Collected data

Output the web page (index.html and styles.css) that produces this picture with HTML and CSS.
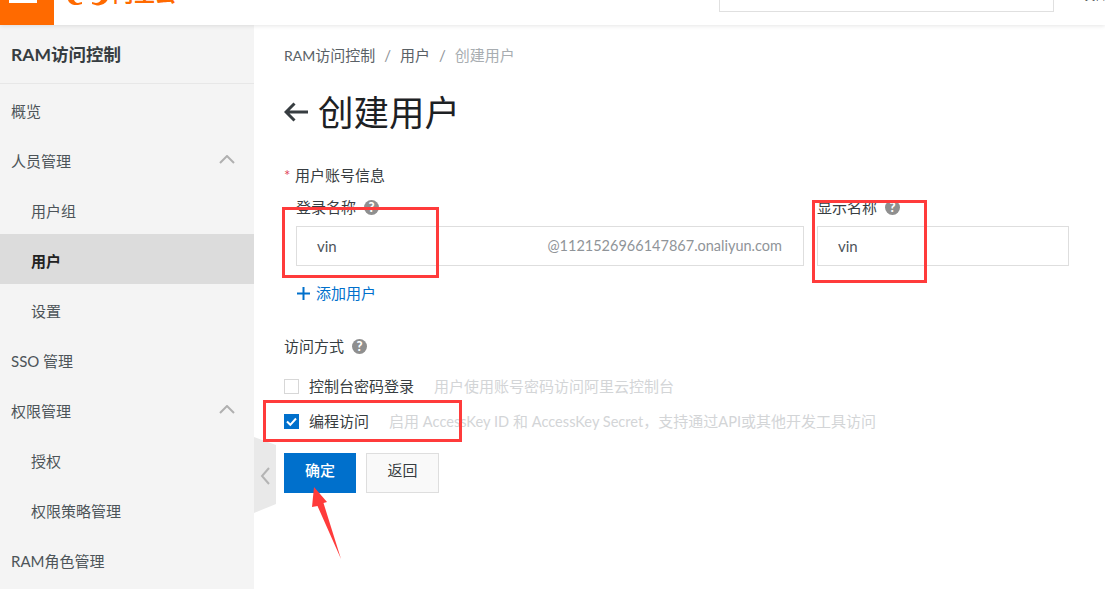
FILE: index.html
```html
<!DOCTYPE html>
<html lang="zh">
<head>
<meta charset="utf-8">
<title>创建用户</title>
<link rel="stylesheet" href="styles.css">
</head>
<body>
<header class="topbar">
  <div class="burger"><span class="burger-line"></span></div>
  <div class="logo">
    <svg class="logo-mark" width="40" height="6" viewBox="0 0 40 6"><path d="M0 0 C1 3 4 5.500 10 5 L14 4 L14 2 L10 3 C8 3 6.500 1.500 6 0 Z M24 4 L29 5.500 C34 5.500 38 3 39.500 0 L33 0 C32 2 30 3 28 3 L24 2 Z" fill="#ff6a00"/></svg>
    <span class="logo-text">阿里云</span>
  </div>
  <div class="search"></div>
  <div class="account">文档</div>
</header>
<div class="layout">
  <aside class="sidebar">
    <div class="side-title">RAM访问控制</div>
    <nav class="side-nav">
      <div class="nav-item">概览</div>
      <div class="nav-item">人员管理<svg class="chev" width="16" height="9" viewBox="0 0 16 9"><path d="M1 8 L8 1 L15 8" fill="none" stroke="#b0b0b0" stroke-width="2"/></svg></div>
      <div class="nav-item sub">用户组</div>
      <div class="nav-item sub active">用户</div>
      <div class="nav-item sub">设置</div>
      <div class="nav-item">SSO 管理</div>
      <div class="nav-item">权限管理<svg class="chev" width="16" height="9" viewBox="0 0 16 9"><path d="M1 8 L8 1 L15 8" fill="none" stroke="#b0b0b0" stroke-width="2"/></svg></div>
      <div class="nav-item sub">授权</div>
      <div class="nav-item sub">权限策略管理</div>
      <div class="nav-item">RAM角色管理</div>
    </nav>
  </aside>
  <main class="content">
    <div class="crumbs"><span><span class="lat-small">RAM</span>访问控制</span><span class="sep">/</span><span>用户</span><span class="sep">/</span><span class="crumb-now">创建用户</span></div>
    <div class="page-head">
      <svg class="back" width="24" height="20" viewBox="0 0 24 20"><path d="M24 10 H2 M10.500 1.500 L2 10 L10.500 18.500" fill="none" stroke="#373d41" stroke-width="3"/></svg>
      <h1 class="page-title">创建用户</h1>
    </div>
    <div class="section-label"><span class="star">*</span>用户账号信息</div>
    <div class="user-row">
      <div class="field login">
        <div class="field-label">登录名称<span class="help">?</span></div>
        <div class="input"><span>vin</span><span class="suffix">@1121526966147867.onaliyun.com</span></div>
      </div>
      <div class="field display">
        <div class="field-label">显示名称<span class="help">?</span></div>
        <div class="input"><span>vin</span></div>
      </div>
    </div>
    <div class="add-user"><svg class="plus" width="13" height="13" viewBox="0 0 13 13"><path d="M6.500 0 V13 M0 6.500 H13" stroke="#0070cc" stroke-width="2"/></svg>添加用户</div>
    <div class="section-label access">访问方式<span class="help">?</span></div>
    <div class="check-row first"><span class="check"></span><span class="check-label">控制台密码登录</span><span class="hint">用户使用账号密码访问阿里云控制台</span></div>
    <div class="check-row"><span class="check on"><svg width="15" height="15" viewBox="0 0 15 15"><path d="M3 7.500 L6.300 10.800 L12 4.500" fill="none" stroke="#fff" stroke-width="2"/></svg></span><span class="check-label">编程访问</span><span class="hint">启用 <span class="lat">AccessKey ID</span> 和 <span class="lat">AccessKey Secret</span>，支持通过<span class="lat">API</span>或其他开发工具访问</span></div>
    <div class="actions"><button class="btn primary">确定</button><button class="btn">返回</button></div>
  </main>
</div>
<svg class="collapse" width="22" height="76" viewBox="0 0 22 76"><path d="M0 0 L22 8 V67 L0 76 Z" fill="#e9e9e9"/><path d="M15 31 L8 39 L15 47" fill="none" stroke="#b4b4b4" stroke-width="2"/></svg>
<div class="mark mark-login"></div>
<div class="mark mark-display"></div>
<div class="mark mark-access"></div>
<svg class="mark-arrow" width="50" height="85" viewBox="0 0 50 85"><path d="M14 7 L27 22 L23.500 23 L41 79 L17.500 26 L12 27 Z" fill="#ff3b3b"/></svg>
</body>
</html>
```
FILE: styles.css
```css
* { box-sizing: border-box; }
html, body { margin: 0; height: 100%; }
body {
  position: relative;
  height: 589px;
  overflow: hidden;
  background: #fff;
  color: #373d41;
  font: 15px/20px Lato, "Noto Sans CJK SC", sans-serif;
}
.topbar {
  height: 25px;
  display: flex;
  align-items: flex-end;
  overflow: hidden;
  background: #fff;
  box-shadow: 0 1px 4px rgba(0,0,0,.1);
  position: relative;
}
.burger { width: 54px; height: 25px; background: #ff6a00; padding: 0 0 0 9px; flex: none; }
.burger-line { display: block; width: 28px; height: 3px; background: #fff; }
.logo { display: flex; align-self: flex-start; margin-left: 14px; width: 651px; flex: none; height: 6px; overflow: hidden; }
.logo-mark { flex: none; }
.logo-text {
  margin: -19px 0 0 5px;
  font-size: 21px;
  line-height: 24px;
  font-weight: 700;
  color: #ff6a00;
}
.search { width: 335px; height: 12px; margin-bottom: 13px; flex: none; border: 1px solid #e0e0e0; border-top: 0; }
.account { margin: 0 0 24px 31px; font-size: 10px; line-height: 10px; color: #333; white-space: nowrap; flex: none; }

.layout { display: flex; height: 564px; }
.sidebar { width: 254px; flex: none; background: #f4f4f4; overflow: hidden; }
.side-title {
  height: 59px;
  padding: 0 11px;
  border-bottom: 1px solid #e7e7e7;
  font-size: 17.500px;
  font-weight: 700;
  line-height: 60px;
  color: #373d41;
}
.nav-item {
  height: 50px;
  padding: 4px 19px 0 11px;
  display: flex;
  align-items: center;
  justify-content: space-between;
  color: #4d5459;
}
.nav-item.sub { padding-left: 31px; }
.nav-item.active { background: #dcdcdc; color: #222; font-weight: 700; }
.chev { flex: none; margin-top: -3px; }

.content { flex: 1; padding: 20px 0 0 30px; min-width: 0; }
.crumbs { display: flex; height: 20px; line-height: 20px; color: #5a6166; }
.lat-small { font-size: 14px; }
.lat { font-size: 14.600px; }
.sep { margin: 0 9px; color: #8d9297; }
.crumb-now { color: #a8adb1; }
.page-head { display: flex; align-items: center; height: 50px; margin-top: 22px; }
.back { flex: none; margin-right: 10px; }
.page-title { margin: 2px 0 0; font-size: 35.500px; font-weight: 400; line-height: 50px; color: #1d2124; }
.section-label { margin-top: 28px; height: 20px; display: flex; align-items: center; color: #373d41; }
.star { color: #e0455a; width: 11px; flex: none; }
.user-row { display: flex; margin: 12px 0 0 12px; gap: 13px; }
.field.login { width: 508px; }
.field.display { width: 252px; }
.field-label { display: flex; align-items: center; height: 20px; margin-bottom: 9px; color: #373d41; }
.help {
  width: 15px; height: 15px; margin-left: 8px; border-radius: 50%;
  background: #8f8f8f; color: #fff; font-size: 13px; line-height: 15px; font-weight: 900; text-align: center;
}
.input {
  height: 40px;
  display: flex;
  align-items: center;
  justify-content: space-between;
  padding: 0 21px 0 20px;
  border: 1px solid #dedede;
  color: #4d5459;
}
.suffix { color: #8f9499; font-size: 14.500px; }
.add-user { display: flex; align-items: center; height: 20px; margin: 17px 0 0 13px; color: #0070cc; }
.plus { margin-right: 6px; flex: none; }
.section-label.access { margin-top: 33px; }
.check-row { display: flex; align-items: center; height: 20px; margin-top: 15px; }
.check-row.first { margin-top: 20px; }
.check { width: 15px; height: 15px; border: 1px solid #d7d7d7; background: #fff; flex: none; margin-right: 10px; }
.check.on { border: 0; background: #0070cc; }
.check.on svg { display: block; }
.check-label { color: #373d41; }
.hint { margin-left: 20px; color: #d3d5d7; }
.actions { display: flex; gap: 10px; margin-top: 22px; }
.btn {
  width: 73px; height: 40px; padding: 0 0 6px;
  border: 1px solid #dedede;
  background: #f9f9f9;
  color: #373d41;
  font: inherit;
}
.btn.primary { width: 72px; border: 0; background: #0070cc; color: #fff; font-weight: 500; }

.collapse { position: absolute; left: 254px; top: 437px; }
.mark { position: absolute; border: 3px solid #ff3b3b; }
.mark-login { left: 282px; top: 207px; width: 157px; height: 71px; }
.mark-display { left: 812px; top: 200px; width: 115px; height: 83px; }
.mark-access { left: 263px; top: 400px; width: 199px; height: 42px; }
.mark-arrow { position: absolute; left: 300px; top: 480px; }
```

Task
List all lines holding the string "styles".

The output
Output the web page (index.html and styles.css) that produces this picture with HTML and CSS.
<link rel="stylesheet" href="styles.css">
FILE: styles.css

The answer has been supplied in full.